All of this work went into bug fixing, performance optimization, profiling the system, changing the data layout on disc. All of these optimizations to get it down to the four-and-a-half-minute marker—we can talk about how I enabled a million containers, but most customers don’t have that use case. For the rest of the customers, what they felt was just this massively increased stability and performance. I think those kinds of benchmarks, while it’s invisible in some sense, works for the customer. It wasn’t a new feature but the system works that much better.

Beier Cai: What’s your philosophy for managing technical debt?

Armon: There are a few different principles here. One is an ounce of prevention is worth a pound of cure.

Stuff I’ll put in that category is people being like, “Oh, we don’t have time to write tests—we’ve just got to get this product out.” That’s the type of technical debt you never want to incur, because it’s so much more expensive to pay that down later than it is to prevent it by just writing the unit test. Like, your code is compiling, just write the damn unit test. You never want to skip basic hygiene.

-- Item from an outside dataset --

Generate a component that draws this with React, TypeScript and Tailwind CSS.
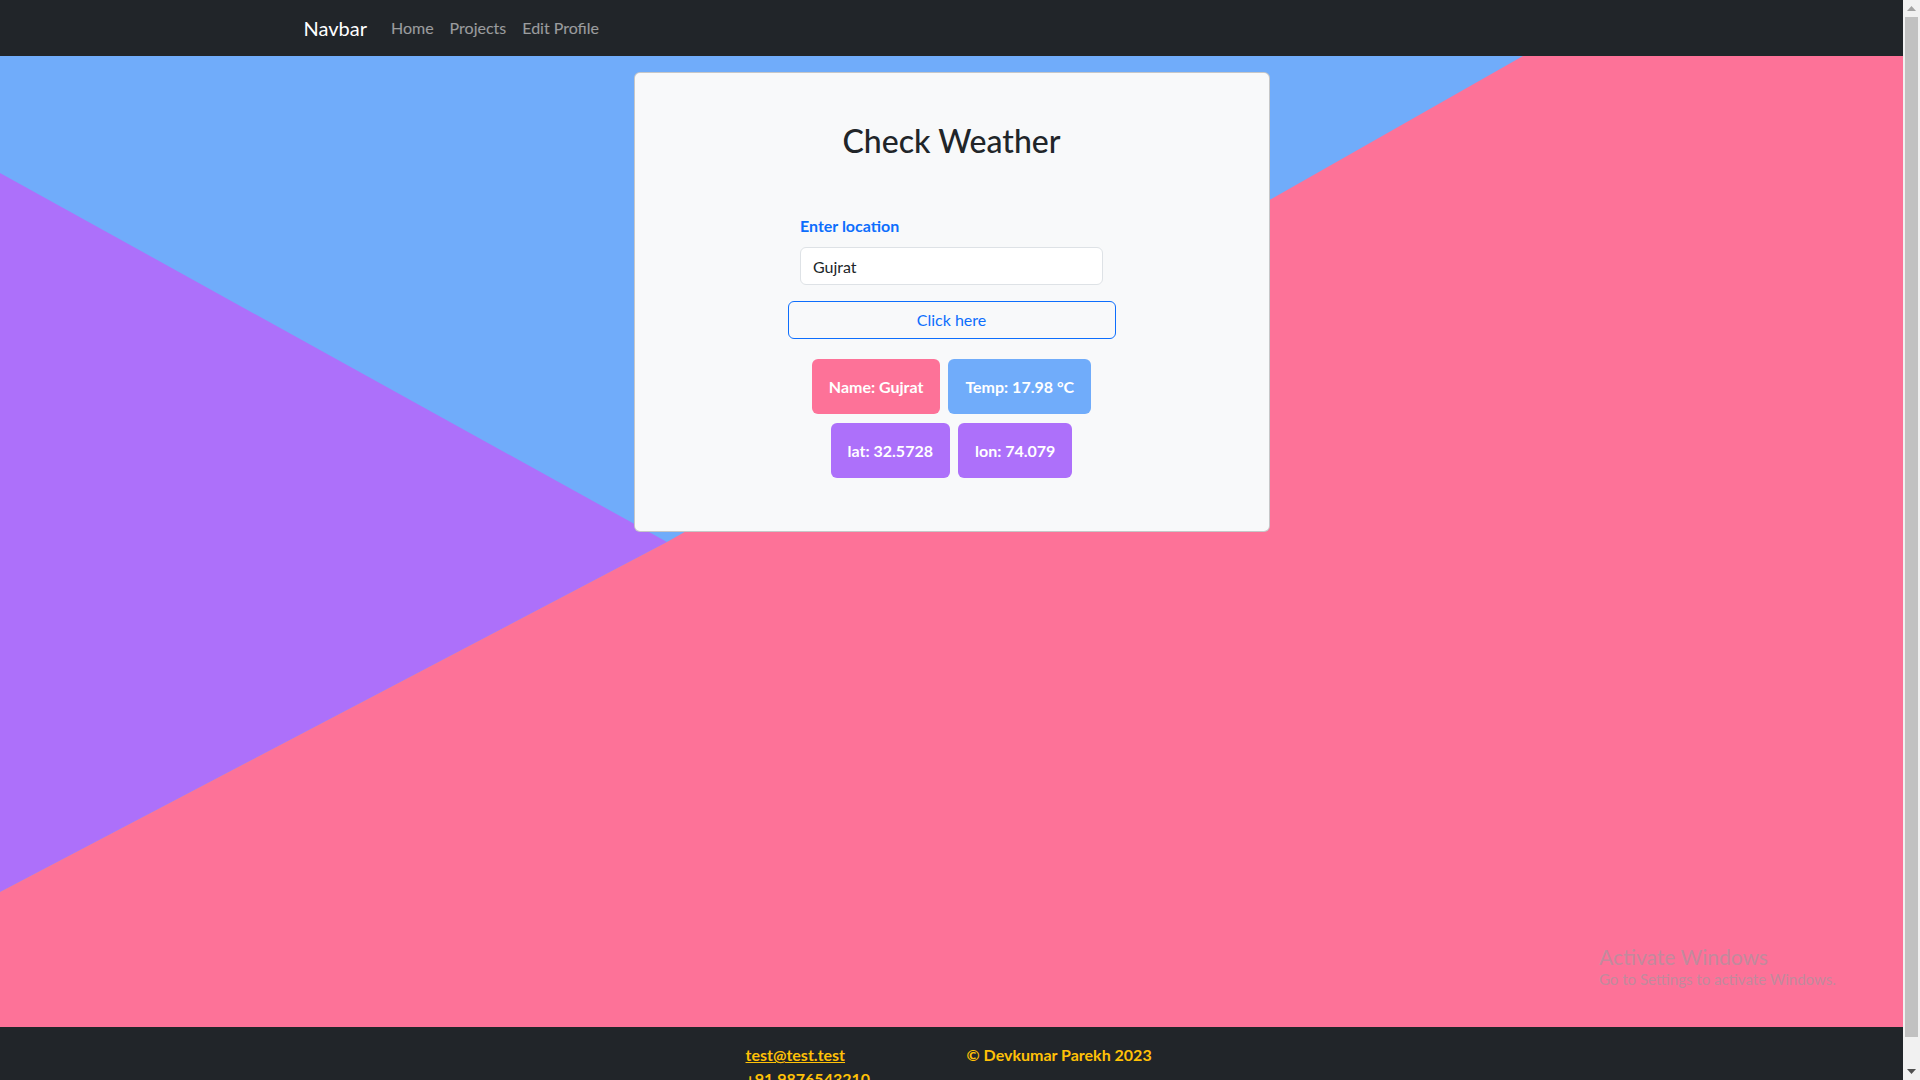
import React from 'react';

type Stat = { label: string; bg: string };

const topRow: Stat[] = [
  { label: 'Name: Gujrat', bg: 'bg-[#fd7298]' },
  { label: 'Temp: 17.98 °C', bg: 'bg-[#70acfa]' },
];

const bottomRow: Stat[] = [
  { label: 'lat: 32.5728', bg: 'bg-[#ad70fa]' },
  { label: 'lon: 74.079', bg: 'bg-[#ad70fa]' },
];

function StatBox({ label, bg }: Stat) {
  return (
    <div className={`${bg} rounded-md px-[17px] h-[55px] flex items-center text-base font-bold text-white`}>
      {label}
    </div>
  );
}

// Layered polygons behind the card (blue base, purple wedge, pink sweep)
function Backdrop() {
  return (
    <svg
      className="absolute inset-0 w-full h-full"
      viewBox="0 0 1903 971"
      preserveAspectRatio="none"
    >
      <rect width="1903" height="971" fill="#70acfa" />
      <polygon points="0,117 667,486 0,836" fill="#ad70fa" />
      <polygon points="1523,0 1903,0 1903,971 0,971 0,836 667,486" fill="#fd7298" />
    </svg>
  );
}

function Scrollbar() {
  return (
    <div className="w-[17px] h-full bg-[#f1f1f1] flex flex-col items-center">
      <div className="h-[17px] flex items-center justify-center">
        <svg width="9" height="5" viewBox="0 0 9 5">
          <polygon points="4.5,0 9,5 0,5" fill="#a3a3a3" />
        </svg>
      </div>
      <div className="flex-1 w-[13px] bg-[#c1c1c1] mb-[26px]" />
      <div className="h-[17px] flex items-center justify-center">
        <svg width="9" height="5" viewBox="0 0 9 5">
          <polygon points="0,0 9,0 4.5,5" fill="#505050" />
        </svg>
      </div>
    </div>
  );
}

export default function App() {
  return (
    <div className="h-[1080px] w-full flex overflow-hidden font-[Lato,sans-serif] text-[#212529]">
      <div className="flex-1 flex flex-col min-w-0">
        {/* Navbar */}
        <nav className="h-14 shrink-0 bg-[#212529]">
          <div className="w-[1320px] mx-auto px-3 h-full flex items-center">
            <span className="text-xl text-white mr-4">Navbar</span>
            <a className="px-2 text-base text-white/55">Home</a>
            <a className="px-2 text-base text-white/55">Projects</a>
            <a className="px-2 text-base text-white/55">Edit Profile</a>
          </div>
        </nav>

        {/* Main */}
        <main className="relative h-[971px] shrink-0 pt-4">
          <Backdrop />

          <div className="relative mx-auto w-[636px] bg-[#f8f9fa] border border-black/20 rounded-md pt-[49px] pb-[53px] flex flex-col items-center">
            <h2 className="text-[32px] leading-[38px] font-medium">Check Weather</h2>

            <div className="w-[303px] mt-[54px]">
              <label className="block text-base leading-6 font-bold text-[#0d6efd] mb-[9px]">
                Enter location
              </label>
              <input
                readOnly
                value="Gujrat"
                className="w-full h-[38px] px-3 bg-white border border-[#dee2e6] rounded-md text-base text-[#212529] outline-none"
              />
            </div>

            <button className="mt-4 w-[328px] h-[38px] border border-[#0d6efd] rounded-md text-base text-[#0d6efd]">
              Click here
            </button>

            <div className="mt-5 flex flex-col items-center gap-[9px]">
              <div className="flex gap-2">
                {topRow.map((s) => (
                  <StatBox key={s.label} {...s} />
                ))}
              </div>
              <div className="flex gap-2">
                {bottomRow.map((s) => (
                  <StatBox key={s.label} {...s} />
                ))}
              </div>
            </div>
          </div>

          {/* OS watermark */}
          <div className="absolute left-[1599px] top-[888px] text-[#c28a9d] leading-tight">
            <div className="text-[21px]">Activate Windows</div>
            <div className="text-[15px]">Go to Settings to activate Windows.</div>
          </div>
        </main>

        {/* Footer */}
        <footer className="bg-[#212529] pt-4 pb-4 shrink-0">
          <div className="flex justify-center text-base leading-6 font-bold text-[#ffc107]">
            <div className="w-[221px] flex flex-col">
              <a className="underline">test@test.test</a>
              <span>+91 9876543210</span>
            </div>
            <div className="w-[191px]">© Devkumar Parekh 2023</div>
          </div>
        </footer>
      </div>
      <Scrollbar />
    </div>
  );
}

Then I think there’s a different class of technical debt. I’ll call it “architectural.” Architectural debt is another class you want to avoid. There’s this view that once we get to some point of maturity, we’ll come back and redo the architecture. Find me someone who’s ever gone back and redone an architecture successfully. It’s like, “I’ll build the house and then, you know, once I like the design, I’ll change the foundation.” It just doesn’t work. You’re going to be fighting that thing forever.

You don’t want to over-engineer it, but you certainly don’t want to under-engineer to the point where you anticipate that your architecture is going to be a pain point for your extensibility or your ability to iterate on it.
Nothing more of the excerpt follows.